Former Metropolitan Police Commissioner Sir John Stevens says up to 200 Al-Qaeda "terrorists" are operating in UK and the threat of attacks is real.
Sir John said up to 200 militants were on the streets of Britain
He has backed proposed anti-terror laws, saying critics were naive about the "brutal" threat posed by fanatics.
Sir John, writing in the News of the World, said militants trained by Osama bin Laden "fester" across the country.
But the Liberal Democrats accused him of sending "mixed messages" adding to an already "complicated situation".
The Prevention of Terrorism Bill, which passed through the Commons by 14 votes last week, faces further opposition when it reaches the House of Lords next week.
Among the proposals for terror suspects are house arrest, curfew, tagging and bans on internet and telephone use.
But civil rights groups have criticised the government plans and called for an end to detention without trial.
Foreign terror suspects are held at Belmarsh prison in London without trial, even though Law lords have ruled this breaches human rights legislation.
And critics say the principles of justice and human rights are fundamental to British law and should not be lost.
But Sir John said any delay in enacting the legislation would bring "comfort" to al-Qaeda.
He said there were small networks of militants who had been trained by Osama bin Laden and had "spawned and continue to fester" in British towns and cities.
"The main opposition to the Bill, it seems to me, is from people who simply haven't understood the brutal reality of the world we live in and the true horror of the terrorism we face," Sir John wrote.
Sir John said intelligence reports made his hair 'stand on end'
Liberal Democrat home affairs spokesman Mark Oaten said: "While Sir John is right to highlight the serious threat that we face we believe that strong principles of justice will not undermine national security.
"Of more concern are his comments that the current Belmarsh detainees pose a serious threat.
"This conflicts with the home secretary's opinion that they will not need to be placed under house arrest when they leave Belmarsh.
"These mixed messages are unhelpful in an already complicated situation."
Sir John said he had read intelligence on all of the foreign suspects currently being held without trial in prisons such as Belmarsh, and said they should be kept under "lock and key".
He said it should be down to judges, rather than just for politicians, to decide whether suspects were placed under house arrest.

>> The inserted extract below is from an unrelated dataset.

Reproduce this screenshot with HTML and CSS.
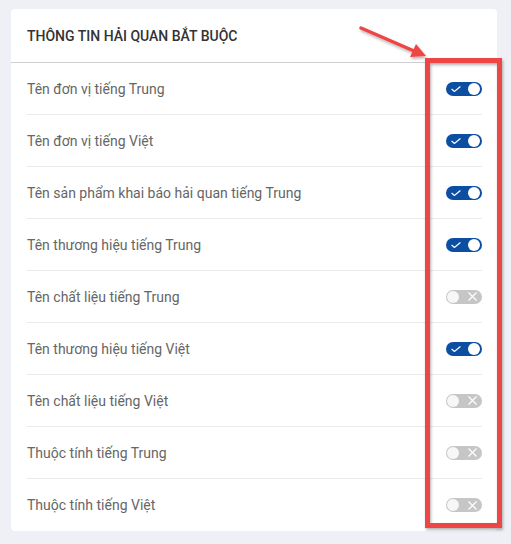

But he said his hair had been made to "stand on end" reading reports of attacks militants planned to carry out in Britain.
He said the conviction of British-born militants such as Richard Reid showed the threat did not just come from overseas.
"The brutal truth is that there are more just like them, as much British citizens as you and I, living here now just waiting to kill and be killed in their awful misguided cause," he wrote.
The BBC's Danny Shaw said: "The language is very strong and may put some people off from the central thrust of what he's saying.
"But what he is saying, quite clearly, is the threat that is faced in the UK at the moment is not understood by people opposing the bill."